Study Links Teen E-Cigarette Use With Smoking Later in Life

Electronic cigarettes

Over the last several years, e-cigarette use has skyrocketed — particularly among teens and young adults. However, use of e-cigarettes during one’s teenage years may lead to a higher likelihood of smoking tobacco cigarettes, a new study has found.

According to LiveScience.com, researchers observed a group of teens who had just entered ninth grade and found that those who regularly used e-cigarettes were more likely to report experimenting with tobacco products both six months and one year afterward than their classmates who didn’t try vaping.

“The study found that 14-year-olds who had used e-cigarettes for recreational purposes were four times more likely to start smoking at least one harmful tobacco product — including regular cigarettes, a hookah tobacco water pipe and/or cigars — over the next year,” explained Adam Leventhal, associate professor of preventive medicine and psychology at the Keck School of Medicine of the University of Southern California in Los Angeles and one of the study’s co-authors.

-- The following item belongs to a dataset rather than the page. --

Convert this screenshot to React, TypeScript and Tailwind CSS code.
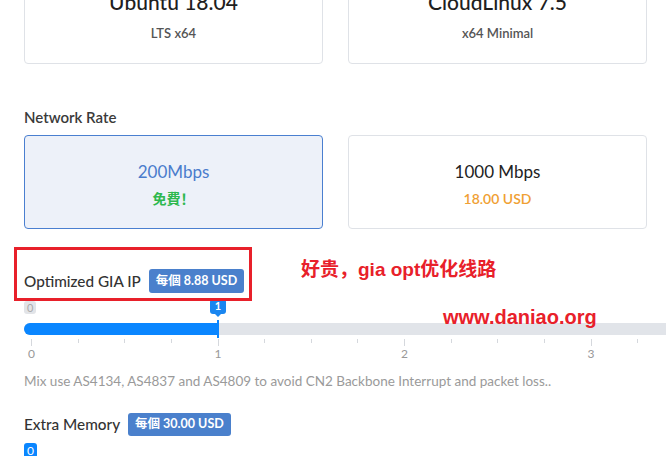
import React from "react"

const font = { fontFamily: '"Lato", "Noto Sans CJK SC", sans-serif' }

function OptionCard({ title, sub, selected, titleClass, subClass, className }: { title: string, sub: string, selected?: boolean, titleClass: string, subClass: string, className?: string }) {
	return (
		<div className={`flex flex-col items-center justify-center rounded-[4px] border ${selected ? "border-[#4a7fd0] bg-[#edf1f9]" : "border-[#dfe2e7] bg-white"} ${className ?? ""}`}>
			<div className={titleClass}>{title}</div>
			<div className={subClass}>{sub}</div>
		</div>
	)
}

function Badge({ children, className }: { children: React.ReactNode, className?: string }) {
	return (
		<span className={`inline-flex items-center rounded-[3px] bg-[#4a80cc] px-[7px] text-[12.5px] font-bold text-white ${className ?? ""}`}>
			{children}
		</span>
	)
}

export default function App() {
	const unit = 186.5
	const ticks = Array.from({ length: 16 }, (_, i) => i)
	return (
		<div className="relative h-[456px] w-[666px] overflow-hidden bg-white" style={font}>
			<div className="-mt-[36px] pl-[24px]">
				{/* OS cards */}
				<div className="grid grid-cols-[299px_299px] gap-[25px]">
					<OptionCard
						title="Ubuntu 18.04"
						sub="LTS x64"
						className="h-[100px] pt-[4px]"
						titleClass="text-[21px] font-medium leading-[28px] text-[#1f1f1f]"
						subClass="mt-[8px] text-[13px] font-semibold text-[#555]"
					/>
					<OptionCard
						title="CloudLinux 7.5"
						sub="x64 Minimal"
						className="h-[100px] pt-[4px]"
						titleClass="text-[21px] font-medium leading-[28px] text-[#1f1f1f]"
						subClass="mt-[8px] text-[13px] font-semibold text-[#555]"
					/>
				</div>

				{/* Network rate */}
				<div className="mt-[43px] text-[15px] font-semibold leading-[20px] text-[#3a3a3a]">Network Rate</div>
				<div className="mt-[8px] grid grid-cols-[299px_299px] gap-[25px]">
					<OptionCard
						selected
						title="200Mbps"
						sub="免費！"
						className="h-[94px] pt-[4px]"
						titleClass="text-[17px] leading-[24px] text-[#4a7ccc]"
						subClass="mt-[4px] text-[14px] font-bold text-[#2eb84f]"
					/>
					<OptionCard
						title="1000 Mbps"
						sub="18.00 USD"
						className="h-[94px] pt-[4px]"
						titleClass="text-[17px] leading-[24px] text-[#222]"
						subClass="mt-[4px] text-[14px] font-semibold text-[#f0a033]"
					/>
				</div>

				{/* Optimized GIA IP */}
				<div className="mt-[40px] flex items-center gap-[8px]">
					<span className="text-[15.3px] font-medium text-[#333]">Optimized GIA IP</span>
					<Badge className="h-[24px]">每個 8.88 USD</Badge>
				</div>

				{/* Slider */}
				<div className="relative mt-[8px] h-[56px] w-[760px]">
					<span className="absolute left-0 top-0 rounded-[3px] bg-[#e2e4e8] px-[3px] text-[11px] leading-[13px] text-[#aaa]">0</span>
					<span className="absolute left-[186px] top-[-2px] flex h-[15px] w-[16px] items-center justify-center rounded-[3px] bg-[#1a86f0] text-[11px] font-bold text-white">1</span>
					<span className="absolute left-[190px] top-[12px] h-0 w-0 border-x-[4px] border-t-[4px] border-x-transparent border-t-[#1a86f0]" />
					<div className="absolute left-0 top-[22px] h-[12px] w-full rounded-l-[6px] bg-[#e1e4e9] bg-[radial-gradient(circle,#d6dae0_0.6px,transparent_0.7px)] bg-[length:6px_6px]" />
					<div className="absolute left-0 top-[22px] h-[12px] w-[194px] rounded-l-[6px] bg-[#0a86ff]" />
					<div className="absolute left-[193px] top-[19px] h-[18px] w-[2px] bg-[#0a86ff]" />
					{ticks.map((i) => {
						const x = 7 + (unit / 4) * i
						const major = i % 4 === 0
						return (
							<React.Fragment key={i}>
								<span
									className={`absolute top-[38px] w-px bg-[#d5d8dd] ${major ? "h-[7px]" : "h-[4px]"}`}
									style={{ left: x }}
								/>
								{major && (
									<span className="absolute top-[44px] w-[20px] -translate-x-1/2 text-center text-[12px] text-[#999]" style={{ left: x + 0.5 }}>
										{i / 4}
									</span>
								)}
							</React.Fragment>
						)
					})}
				</div>

				<p className="mt-[14px] text-[13.5px] text-[#9a9a9a]">Mix use AS4134, AS4837 and AS4809 to avoid CN2 Backbone Interrupt and packet loss..</p>

				{/* Extra memory */}
				<div className="mt-[22px] flex items-center gap-[8px]">
					<span className="text-[15.3px] font-medium text-[#333]">Extra Memory</span>
					<Badge className="h-[23px]">每個 30.00 USD</Badge>
				</div>
				<span className="mt-[7px] inline-block rounded-[3px] bg-[#0a86ff] px-[3px] text-[12px] leading-[15px] text-white">0</span>
			</div>

			{/* screenshot annotations */}
			<div className="absolute left-[14px] top-[247px] h-[54px] w-[238px] border-[3px] border-[#e8202a]" />
			<div className="absolute left-[301px] top-[256px] text-[19px] font-bold text-[#e8202a]" style={{ fontFamily: '"Liberation Sans", "Noto Sans CJK SC", sans-serif' }}>
				好贵，gia opt优化线路
			</div>
			<div className="absolute left-[443px] top-[302px] text-[20px] font-bold text-[#e8202a]" style={{ fontFamily: '"Liberation Sans", sans-serif' }}>
				www.daniao.org
			</div>
		</div>
	)
}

The news may be troubling to some, given e-cigarettes’ stratospheric rise in popularity. Annual sales of these devices rose from just 50,000 in 2008 to an amazing 3.5 million in 2012. It’s now estimated that one in five adult smokers has tried e-cigarettes.

Currently, the sale of e-cigarettes, whose liquid normally contains nicotine, is not prohibited to anyone under 18 years of age on a national level. Last year, the FDA proposed new regulations that would prohibit the sale of e-cigarettes to minors, but these rules haven’t been passed. Some states have already enacted bans on these devices for teens, however.

And while e-cigarettes are typically considered a safer alternative to tobacco cigarettes, this study suggests there is a danger for using them as a teenager, said Dr. Nancy Rigotti, director of the Tobacco Research and Treatment Unit at the Massachusetts General Hospital in Boston.

“(The report) is the strongest evidence to date that e-cigarettes might pose a health hazard by encouraging adolescents to start smoking conventional tobacco products,” Rigotti said.

Still, there’s no definitive proof that e-cigarette use is a direct cause of later use of tobacco products, according to U.S. News and World Report. Leventhal said more research will be required to determine if e-cigarettes are truly the culprit behind tobacco use.